Illustration by Tuesday Bassen
At key points in our tour together, the Editorially founders have gathered for a meal. We shared oysters and lobster rolls when we first came together as a team; pasta, bread, and wine when we closed on funding; sticky chicken wings and Thai noodles when our far-flung colleagues joined us in New York; burgers and Manhattans when we shared the news of the shutdown with the world. And just last week we got together again, this time for steak and whole fish to celebrate the newest chapter: the three of us are joining the product team at Vox Media.
For us, this represents a continuation of work we started even before Editorially got off the ground. Each of us has roots in digital publishing and the editorial workflow: David was part of the digital media team at Hearst, where he helped build a content management system serving dozens of magazines. Jason is both cofounder and creative director of A Book Apart, and for seven years he served as creative director at A List Apart; he also pioneered art direction on the web, and was a direct influence on the Vox Media team’s work to design original, longform stories. Mandy is also cofounder and former editor-in-chief of A Book Apart — where she commissioned and edited the canonical Responsive Web Design — a former editor for A List Apart, and former creative director at the renowned publisher W. W. Norton & Company. Each of us has spent years thinking hard about how to make digital publishing the best experience for readers, writers, designers, and developers alike, and we are eager to continue to put that experience to work.
And Vox Media is the perfect place for us to do just that. Long hailed for their commitment to innovative publishing technology, Vox Media has a well-deserved reputation for pushing the limits of digital publishing. From a cultural and political history of American arcades to a brave investigation into the ethics of facial transplants, and from fervent tech reviews to a tale of soccer that reaches back to the Byzantine empire, few publishers have pushed storytelling on the web further. Just as critically, they’ve worked hard to design a platform that enables their team to productively experiment with different story forms — from longform pieces to quick dispatches, story streams, and the new card stacks. And they’ve simultaneously built technology to support advertising campaigns which are genuinely valuable to readers and brands alike — digital publishing’s holy grail.

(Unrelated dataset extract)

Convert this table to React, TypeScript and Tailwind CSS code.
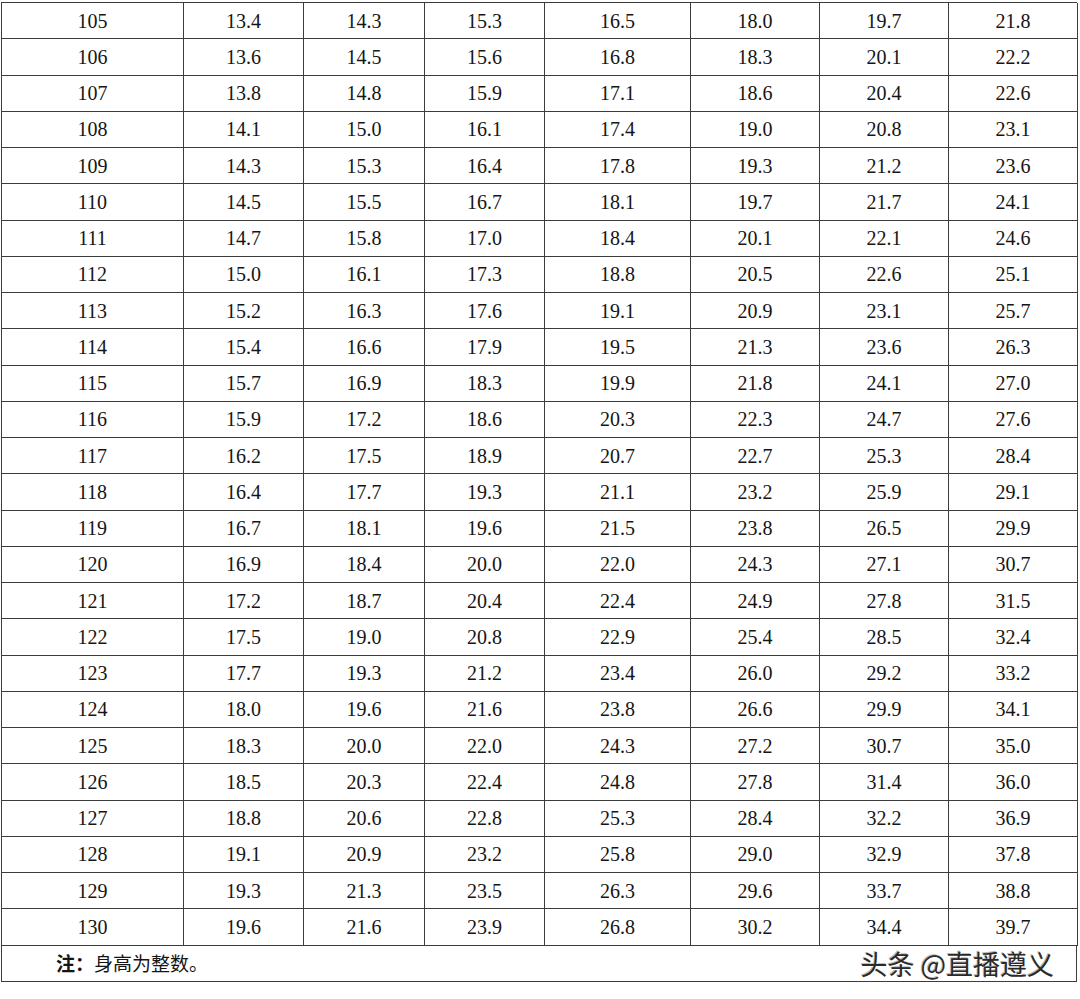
import React from "react";

const rows: string[][] = [
  ["105", "13.4", "14.3", "15.3", "16.5", "18.0", "19.7", "21.8"],
  ["106", "13.6", "14.5", "15.6", "16.8", "18.3", "20.1", "22.2"],
  ["107", "13.8", "14.8", "15.9", "17.1", "18.6", "20.4", "22.6"],
  ["108", "14.1", "15.0", "16.1", "17.4", "19.0", "20.8", "23.1"],
  ["109", "14.3", "15.3", "16.4", "17.8", "19.3", "21.2", "23.6"],
  ["110", "14.5", "15.5", "16.7", "18.1", "19.7", "21.7", "24.1"],
  ["111", "14.7", "15.8", "17.0", "18.4", "20.1", "22.1", "24.6"],
  ["112", "15.0", "16.1", "17.3", "18.8", "20.5", "22.6", "25.1"],
  ["113", "15.2", "16.3", "17.6", "19.1", "20.9", "23.1", "25.7"],
  ["114", "15.4", "16.6", "17.9", "19.5", "21.3", "23.6", "26.3"],
  ["115", "15.7", "16.9", "18.3", "19.9", "21.8", "24.1", "27.0"],
  ["116", "15.9", "17.2", "18.6", "20.3", "22.3", "24.7", "27.6"],
  ["117", "16.2", "17.5", "18.9", "20.7", "22.7", "25.3", "28.4"],
  ["118", "16.4", "17.7", "19.3", "21.1", "23.2", "25.9", "29.1"],
  ["119", "16.7", "18.1", "19.6", "21.5", "23.8", "26.5", "29.9"],
  ["120", "16.9", "18.4", "20.0", "22.0", "24.3", "27.1", "30.7"],
  ["121", "17.2", "18.7", "20.4", "22.4", "24.9", "27.8", "31.5"],
  ["122", "17.5", "19.0", "20.8", "22.9", "25.4", "28.5", "32.4"],
  ["123", "17.7", "19.3", "21.2", "23.4", "26.0", "29.2", "33.2"],
  ["124", "18.0", "19.6", "21.6", "23.8", "26.6", "29.9", "34.1"],
  ["125", "18.3", "20.0", "22.0", "24.3", "27.2", "30.7", "35.0"],
  ["126", "18.5", "20.3", "22.4", "24.8", "27.8", "31.4", "36.0"],
  ["127", "18.8", "20.6", "22.8", "25.3", "28.4", "32.2", "36.9"],
  ["128", "19.1", "20.9", "23.2", "25.8", "29.0", "32.9", "37.8"],
  ["129", "19.3", "21.3", "23.5", "26.3", "29.6", "33.7", "38.8"],
  ["130", "19.6", "21.6", "23.9", "26.8", "30.2", "34.4", "39.7"],
];

export default function App() {
  return (
    <div className="w-[1080px] h-[999px] bg-white pt-[2px] pl-[1px]">
      <div
        className="w-[1076px] border-l border-t border-[#3c3c3c] text-[#151515]"
        style={{ fontFamily: '"Liberation Serif", "Times New Roman", serif' }}
      >
        {rows.map((r, i) => (
          <div
            key={i}
            className="grid grid-cols-[182px_120px_121px_120px_146px_129px_129px_129px] h-[36.25px]"
          >
            {r.map((c, j) => (
              <div
                key={j}
                className="border-r border-b border-[#3c3c3c] flex items-center justify-center text-[20px] leading-none"
              >
                {c}
              </div>
            ))}
          </div>
        ))}
        <div className="h-[36px] border-r border-b border-[#3c3c3c] flex items-center justify-between pl-[54px] pr-[22px]">
          <span
            className="text-[19px] text-[#151515]"
            style={{ fontFamily: '"Noto Sans CJK SC", sans-serif' }}
          >
            <span className="font-bold">注：</span>身高为整数。
          </span>
          <span
            className="text-[27px] text-[#2a2a2a] leading-none"
            style={{
              fontFamily: '"Noto Sans CJK SC", sans-serif',
              textShadow: "1px 1px 0 #ffffff, -1px -1px 0 #bbbbbb",
            }}
          >
            头条 @直播遵义
          </span>
        </div>
      </div>
    </div>
  );
}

And yet, there’s still work to be done. Chorus, the Vox Media stack, is an impressive suite of tools, but like anything on the web, it will never be finished. One goal, among those the team has identified for this year, stands out: a commitment to evolving the editorial workflow. That workflow encompasses everything from short posts written by sports fans to deeply researched and edited pieces; from articles that are mostly words to those that prominently feature video and interactive graphics; and from work that originates in the many Vox Media editorial teams to work from their in-house agency, Vox Creative. With over 1600 contributors and more than 300 editorial teams working over the past seven years, they’ve developed a robust suite of tools for carrying a story from idea to draft to published. But to be successful, digital publications must do more than permit a story to come together — they must also empower the kind of prolific, creative collaboration required to bring off stories that can seduce even the most distracted readers.
As it happens, we have a few ideas about that.
At Editorially, we spent a lot of time thinking about how to empower writers, editors, and designers to work together: features such as version control, activity feeds, and discussion threads were designed to stitch together the various stages of the editorial process and allow everyone involved to work more productively. In recent months, we’ve talked in detail about that work with Trei Brundrett, Vox Media’s chief product officer, and many of his talented colleagues. And together we hatched a plan for the three Editorially founders to join Vox Media and lead a team that will look hard at the editorial workflow across all of the Vox Media publications. In Trei’s parlance, we’re going to put the editorial workflow on a rocket ship and see where it takes us.
In addition to bringing the three of us into the fold, Vox Media is also acquiring the technology behind Editorially. We know many people have asked what we have planned for the Editorially codebase; happily, we can now report that we and the Vox Media team agree that the best thing for everyone is to share as much as we can. Together, we’re going to identify the most sensible way to release parts of the code via an open source license, so that others can learn from and build on our work. Look for details on that in the months ahead.
That said, while Vox Media is acquiring the Editorially technology, they are not acquiring our user data. Absolutely no user data — no names, email addresses, documents, or any other user data — will be transferred to Vox Media. That data remains in the hands of the Editorially founders and will be deleted at the end of the year (after enough time has passed to ensure that all users have been able to retrieve their documents).
The Editorially service will not return. We know some have expressed dismay at the loss of Editorially and may have even publicly hoped for a phoenix-like rebirth. Alas, that is not to be. That said, if you are among those still grieving for Editorially, we are hopeful that in the long run we will be able to console you in other ways. We remain unspeakably grateful to those who supported us, both before and after we announced the shutdown, and promise to keep you in our hearts as we approach the work ahead.
As for that: this afternoon we’ll board a train and head down to Philadelphia, where we’ll join the rest of the Vox Product team for their annual hack week. The last few months have given us time to rest and reflect, but now there’s nothing we want more than to get down to work. To the many friends and supporters who’ve stood by us during this time: thank you, again and again. To our new colleagues: onward!